The Native Americans had their children taken from them and were forced to go to schools, at the same time being forbidden from speaking their native language. They were then left with our accounts of their history to rebuild their identity. Saying those you meet in present pow wows is the same as those that existed in the past shows a lack of understanding of Native American history.

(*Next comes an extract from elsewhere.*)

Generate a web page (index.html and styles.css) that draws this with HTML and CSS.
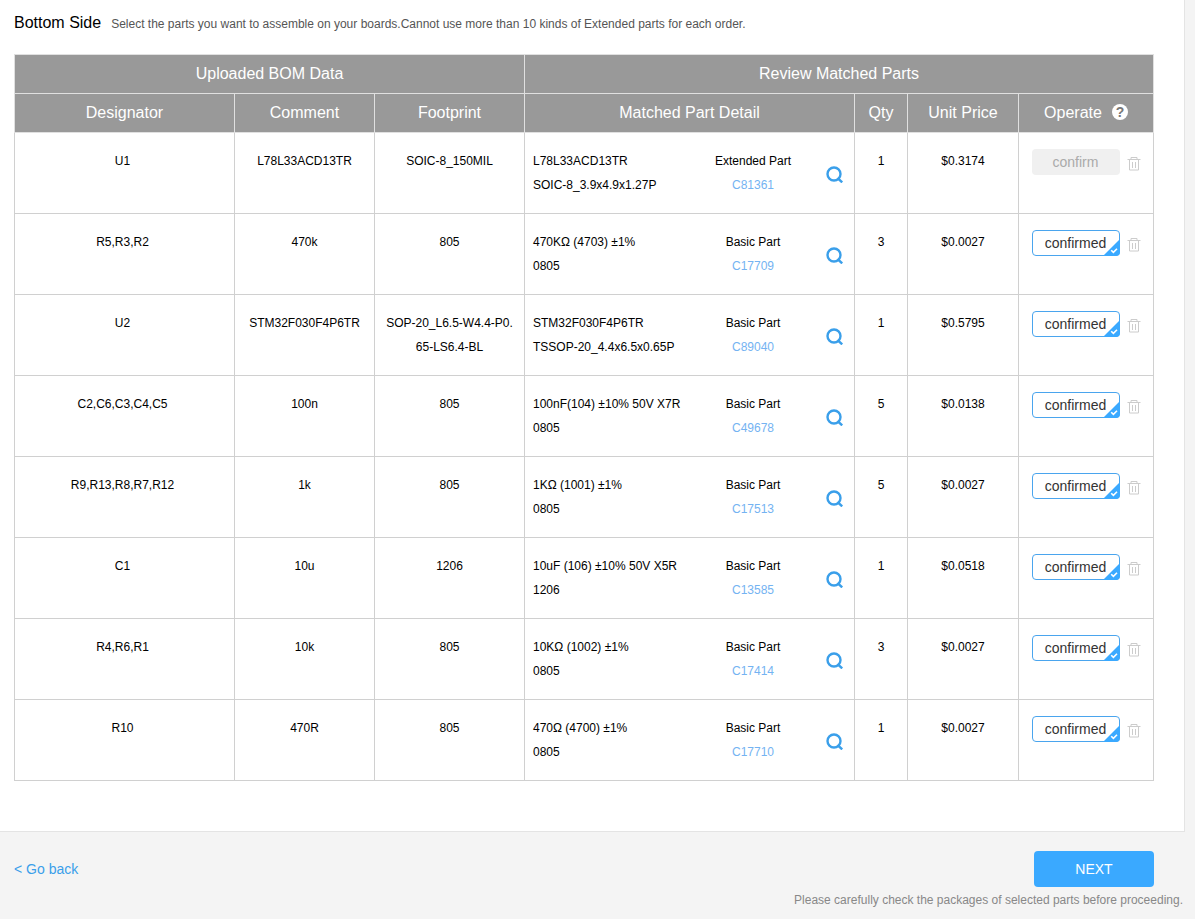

If you want to argue with the accounts given, take it up with the sources provided. The examples provided show that pipe smoking was common across North America and used daily by many of them. That their approach to life was connected with their metaphysical/spiritual beliefs, this lead to a spiritual aspect of common, daily behaviors. Implying they did not need to have an official ceremony in order to recognize the sacredness of tobacco used throughout the day.

 

prairiedruid

Lifer
Jun 30, 2015
2,054
1,366
The Native Americans had their children taken from them and were forced to go to schools, at the same time being forbidden from speaking their native language. They were then left with our accounts of their history to rebuild their identity. Saying those you meet in present pow wows is the same as those that existed in the past shows a lack of understanding of Native American history.
The part in bold is not true. The evils of western expansion are well documented but to say whites eliminated all aspects of native history and all that remains is what whites say native identity is is not remotely correct.